There is some good stuff mixed in here but a lot of it is misleading, poorly defined, or just flat-out wrong. The most accurate stuff is extremely common sense like "staging environment should mirror prod" "don't use == (JS)" "don't use doc write (JS)" etc

anatoli · on Aug 25, 2012

No, he's definitely correct. See this Apple article for more information: http://developer.apple.com/library/iOS/#documentation/AppleA...

mattacular · on Aug 25, 2012

This article should be called: "Some web development tips from a former digg developer for developing a site EXACTLY LIKE DIGG"

Because most of this stuff is not applicable to webdev in general...
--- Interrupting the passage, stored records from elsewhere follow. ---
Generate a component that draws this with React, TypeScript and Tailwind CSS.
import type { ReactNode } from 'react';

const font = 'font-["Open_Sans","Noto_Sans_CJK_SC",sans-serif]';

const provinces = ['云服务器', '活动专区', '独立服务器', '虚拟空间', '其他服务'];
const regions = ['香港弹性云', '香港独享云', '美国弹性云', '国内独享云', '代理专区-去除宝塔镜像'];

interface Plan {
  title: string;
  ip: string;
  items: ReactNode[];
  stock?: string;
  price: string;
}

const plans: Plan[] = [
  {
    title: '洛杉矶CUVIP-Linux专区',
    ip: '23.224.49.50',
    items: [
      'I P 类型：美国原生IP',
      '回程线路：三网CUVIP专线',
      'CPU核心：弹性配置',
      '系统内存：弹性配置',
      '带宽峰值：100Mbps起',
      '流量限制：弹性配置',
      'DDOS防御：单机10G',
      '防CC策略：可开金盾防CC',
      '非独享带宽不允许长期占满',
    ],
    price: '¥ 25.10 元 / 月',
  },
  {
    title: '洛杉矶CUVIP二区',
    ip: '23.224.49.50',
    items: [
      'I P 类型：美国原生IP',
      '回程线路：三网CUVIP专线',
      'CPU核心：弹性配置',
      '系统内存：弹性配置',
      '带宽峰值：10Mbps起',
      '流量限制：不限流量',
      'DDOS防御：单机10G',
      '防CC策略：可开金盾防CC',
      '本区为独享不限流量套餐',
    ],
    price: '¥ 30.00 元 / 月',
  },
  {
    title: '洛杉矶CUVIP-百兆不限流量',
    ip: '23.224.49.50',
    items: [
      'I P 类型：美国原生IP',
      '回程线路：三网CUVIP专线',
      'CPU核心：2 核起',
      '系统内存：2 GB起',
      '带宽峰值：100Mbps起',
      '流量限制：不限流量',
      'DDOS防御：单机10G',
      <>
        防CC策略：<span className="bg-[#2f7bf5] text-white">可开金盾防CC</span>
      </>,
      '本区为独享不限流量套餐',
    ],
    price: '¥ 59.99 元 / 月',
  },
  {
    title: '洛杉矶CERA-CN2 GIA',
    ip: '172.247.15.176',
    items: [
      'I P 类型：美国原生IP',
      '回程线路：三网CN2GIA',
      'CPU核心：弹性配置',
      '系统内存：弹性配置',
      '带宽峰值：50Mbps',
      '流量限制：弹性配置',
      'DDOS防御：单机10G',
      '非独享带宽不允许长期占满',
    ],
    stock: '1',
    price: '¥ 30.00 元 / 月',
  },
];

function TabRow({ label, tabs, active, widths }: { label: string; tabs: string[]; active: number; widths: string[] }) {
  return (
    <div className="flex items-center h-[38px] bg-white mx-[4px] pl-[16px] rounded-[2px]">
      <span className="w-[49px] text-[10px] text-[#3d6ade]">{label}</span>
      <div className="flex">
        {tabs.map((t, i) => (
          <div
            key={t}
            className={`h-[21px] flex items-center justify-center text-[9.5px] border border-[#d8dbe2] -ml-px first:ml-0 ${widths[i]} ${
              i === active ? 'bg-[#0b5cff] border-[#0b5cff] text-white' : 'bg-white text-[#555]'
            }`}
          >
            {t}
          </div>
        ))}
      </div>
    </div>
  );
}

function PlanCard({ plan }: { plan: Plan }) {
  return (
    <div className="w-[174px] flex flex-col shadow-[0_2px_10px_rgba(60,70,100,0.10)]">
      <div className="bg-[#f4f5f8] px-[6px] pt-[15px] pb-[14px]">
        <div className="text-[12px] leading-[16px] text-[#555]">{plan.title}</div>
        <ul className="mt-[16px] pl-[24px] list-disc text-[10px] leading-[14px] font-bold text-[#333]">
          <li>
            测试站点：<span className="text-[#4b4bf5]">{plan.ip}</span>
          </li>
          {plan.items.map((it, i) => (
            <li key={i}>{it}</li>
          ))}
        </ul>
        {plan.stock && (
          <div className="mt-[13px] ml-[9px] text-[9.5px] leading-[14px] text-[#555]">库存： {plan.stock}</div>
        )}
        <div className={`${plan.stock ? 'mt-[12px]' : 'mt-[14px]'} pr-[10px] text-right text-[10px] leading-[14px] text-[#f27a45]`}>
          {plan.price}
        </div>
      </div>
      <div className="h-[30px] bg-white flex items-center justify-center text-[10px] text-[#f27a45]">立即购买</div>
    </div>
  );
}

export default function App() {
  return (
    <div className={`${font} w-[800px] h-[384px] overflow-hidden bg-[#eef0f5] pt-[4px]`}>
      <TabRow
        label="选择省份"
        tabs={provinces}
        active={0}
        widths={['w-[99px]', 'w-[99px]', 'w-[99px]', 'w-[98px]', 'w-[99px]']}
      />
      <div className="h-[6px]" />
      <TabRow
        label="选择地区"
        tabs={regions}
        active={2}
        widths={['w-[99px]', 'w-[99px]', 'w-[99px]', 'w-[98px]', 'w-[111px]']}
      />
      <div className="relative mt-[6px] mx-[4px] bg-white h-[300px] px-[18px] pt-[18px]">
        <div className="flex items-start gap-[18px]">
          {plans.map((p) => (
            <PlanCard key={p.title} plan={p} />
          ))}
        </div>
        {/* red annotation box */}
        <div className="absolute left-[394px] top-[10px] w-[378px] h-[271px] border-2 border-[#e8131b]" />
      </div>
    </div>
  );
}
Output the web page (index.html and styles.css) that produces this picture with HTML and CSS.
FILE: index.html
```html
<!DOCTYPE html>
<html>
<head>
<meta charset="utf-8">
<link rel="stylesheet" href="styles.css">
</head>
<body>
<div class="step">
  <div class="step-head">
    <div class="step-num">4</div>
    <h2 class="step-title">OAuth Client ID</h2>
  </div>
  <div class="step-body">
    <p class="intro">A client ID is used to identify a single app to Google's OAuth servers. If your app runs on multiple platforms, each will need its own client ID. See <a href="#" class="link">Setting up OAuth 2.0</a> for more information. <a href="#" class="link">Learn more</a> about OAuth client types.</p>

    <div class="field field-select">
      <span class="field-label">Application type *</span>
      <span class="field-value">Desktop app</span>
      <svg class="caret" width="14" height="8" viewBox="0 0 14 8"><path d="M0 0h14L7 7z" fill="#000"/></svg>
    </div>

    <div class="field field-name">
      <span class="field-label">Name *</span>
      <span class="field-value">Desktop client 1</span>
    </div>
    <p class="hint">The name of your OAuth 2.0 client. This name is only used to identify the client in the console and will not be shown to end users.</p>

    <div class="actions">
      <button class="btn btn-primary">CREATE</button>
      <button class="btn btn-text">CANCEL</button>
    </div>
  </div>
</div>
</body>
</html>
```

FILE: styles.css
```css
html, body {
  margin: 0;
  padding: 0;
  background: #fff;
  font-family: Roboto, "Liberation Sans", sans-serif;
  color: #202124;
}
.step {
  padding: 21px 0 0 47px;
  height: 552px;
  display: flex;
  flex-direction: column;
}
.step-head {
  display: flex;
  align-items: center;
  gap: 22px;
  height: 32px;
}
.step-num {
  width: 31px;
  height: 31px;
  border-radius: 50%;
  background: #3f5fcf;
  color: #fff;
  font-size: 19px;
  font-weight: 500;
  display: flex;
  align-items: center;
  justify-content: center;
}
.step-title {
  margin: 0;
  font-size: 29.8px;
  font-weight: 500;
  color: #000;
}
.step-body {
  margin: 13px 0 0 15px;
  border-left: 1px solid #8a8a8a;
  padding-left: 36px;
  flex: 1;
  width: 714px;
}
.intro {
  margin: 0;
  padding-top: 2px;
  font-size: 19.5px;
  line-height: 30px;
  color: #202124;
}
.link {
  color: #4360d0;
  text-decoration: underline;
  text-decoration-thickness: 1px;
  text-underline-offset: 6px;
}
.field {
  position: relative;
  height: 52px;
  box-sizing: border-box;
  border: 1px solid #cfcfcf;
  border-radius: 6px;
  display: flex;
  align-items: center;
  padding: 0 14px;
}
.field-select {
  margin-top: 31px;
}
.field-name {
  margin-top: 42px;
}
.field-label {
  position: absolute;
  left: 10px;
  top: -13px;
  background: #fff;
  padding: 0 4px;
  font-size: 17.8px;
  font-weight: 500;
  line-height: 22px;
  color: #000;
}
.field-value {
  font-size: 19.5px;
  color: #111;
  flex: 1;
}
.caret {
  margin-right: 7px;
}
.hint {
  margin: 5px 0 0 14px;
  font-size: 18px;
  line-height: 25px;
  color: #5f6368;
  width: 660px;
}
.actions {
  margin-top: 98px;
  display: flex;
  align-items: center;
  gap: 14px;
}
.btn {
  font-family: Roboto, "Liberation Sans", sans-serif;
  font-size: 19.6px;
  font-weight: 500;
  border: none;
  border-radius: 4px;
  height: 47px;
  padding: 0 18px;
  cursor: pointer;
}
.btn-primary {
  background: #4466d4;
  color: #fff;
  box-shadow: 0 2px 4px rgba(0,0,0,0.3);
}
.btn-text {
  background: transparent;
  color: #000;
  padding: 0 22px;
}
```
headShrinker · on Aug 25, 2012

I found many of the article's points valid for my applications. Not all tips apply to any ones particular situation but I, like many, am at a point were issues start popping up and its nice to see a general tool box of tips to pick from. Like any tips from anywhere "your results may vary. Consult a professional adviser before acting on any advice."

rhizome · on Aug 24, 2012

Call me snide, but I'm reading this title like, "E-commerce tips from a former Pets.com marketer."

jat850 · on Aug 24, 2012

Seems needless, as though it is easy and obvious to discount all technical knowledge because of an association with a once-popular, now-declined site that failed for reasons precious few to do with their technology or ability as developers.

rhizome · on Aug 24, 2012

I'm not discounting his knowledge, since Pets.com marketers presumably still have valid e-com skills.

cancan · on Aug 24, 2012

Heh, thanks. (op here)

polyfractal · on Aug 24, 2012

Actually, the Stanford ETL podcast with Tom Conrad (Pets.com, Pandora) was very insightful [1]. Just because a particular company failed does not mean they don't have good domain knowledge. In fact, I think I'd rather listen/read about failed companies and what they learned instead of successful ones.

[1] http://ecorner.stanford.edu/authorMaterialInfo.html?mid=2371

brown9-2 · on Aug 25, 2012

And in turn this comment reads like "I judge ideas based on their source rather than on their merit".

rhizome · on Aug 25, 2012

Not "based," but have you ever heard the saying, "consider the source?"